Tartu-based journal Akadeemia dedicates its latest issue to Juri Lotman, the twentieth-century semiotician of Russian-Jewish heritage and founder of the Tartu School. Essayists from different disciplines provide new readings of Lotman’s theories on culture, in keeping with the academic’s notions of unpredictability.
Making sense of digitization
Maarja Ojamaa and Indrek Ibrus take Lotman’s focus on literature and apply it to the preservation of texts. Archives, traditionally perceived as internally coherent, have been reordered by digitization. While cultural heritage was once the sole domain of institutions, ‘the unprecedented ease of access … of digitized content’ has opened up ‘discussion on the democratization of memory practices’.
Now, the ‘de and recontextualization of the text and its parts can lead to rearranging the hierarchy of meaningful layers’. Cultural boundaries, when broken down, often give rise to a disconcerting wave of possibilities. Lotmanian semiotics ‘offers several tools for making sense of the latest developments in global digital culture and provides a way to explain a holistic dimension within the constant variability’.
From semiotics to eco-semiotics
Lotman’s ‘semiosphere’ turns ‘eco-semiosphere’ in Timo Maran’s essay on the perceived boundaries between culture and nature. While the semiotician wrote little about nature, his advocacy of ‘adaptation to changing environments’ lends itself well to ecology, writes Maran: Lotman ‘often compares culture metaphorically to biological processes’.
In stretching Lotman’s references, Maran takes his theories further: the ‘ecosemiosphere includes the ecosystem related to culture, other species living in it and their semiotic processes’. It is ‘more heterogeneous than the semiosphere of culture, but its external borders have a smaller role in determining the whole.’
When looking at the past from the present, events seem to unfold in a straight line, as if predetermined. However, if you look at the present from the past, multiple possibilities unfold. Lotman’s study of unrealized historical paths break down ‘cause and effect’. The academic’s position on unpredictable outcomes could be a better starting point for learning and teaching, suggests Merit Rickberg.

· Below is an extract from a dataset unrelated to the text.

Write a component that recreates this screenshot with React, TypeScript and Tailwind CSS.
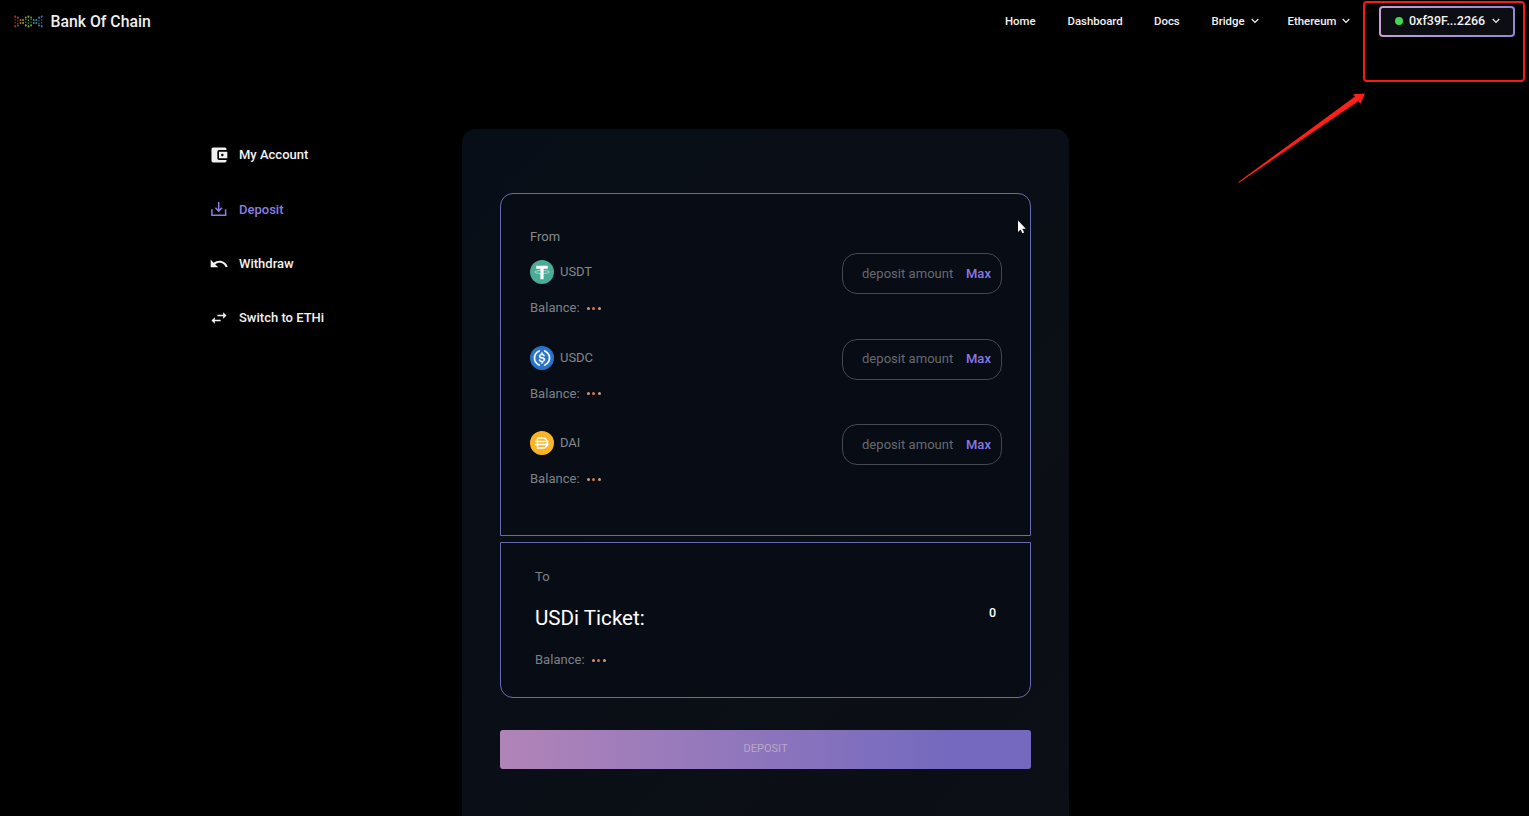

‘Complexity-thinking as a separate approach to research and practice in education has arisen as a response to the growing need to understand how learning systems, such as individual students, schools and whole societies, can become more flexible in light of accelerated change,’ she comments. Lotman’s focus on creativity within cultural dynamics could ‘serve as a suitable ground for envisioning education in ways that transgress the currently dominant paradigm of learning as a controlled linear process with predictable outcomes.’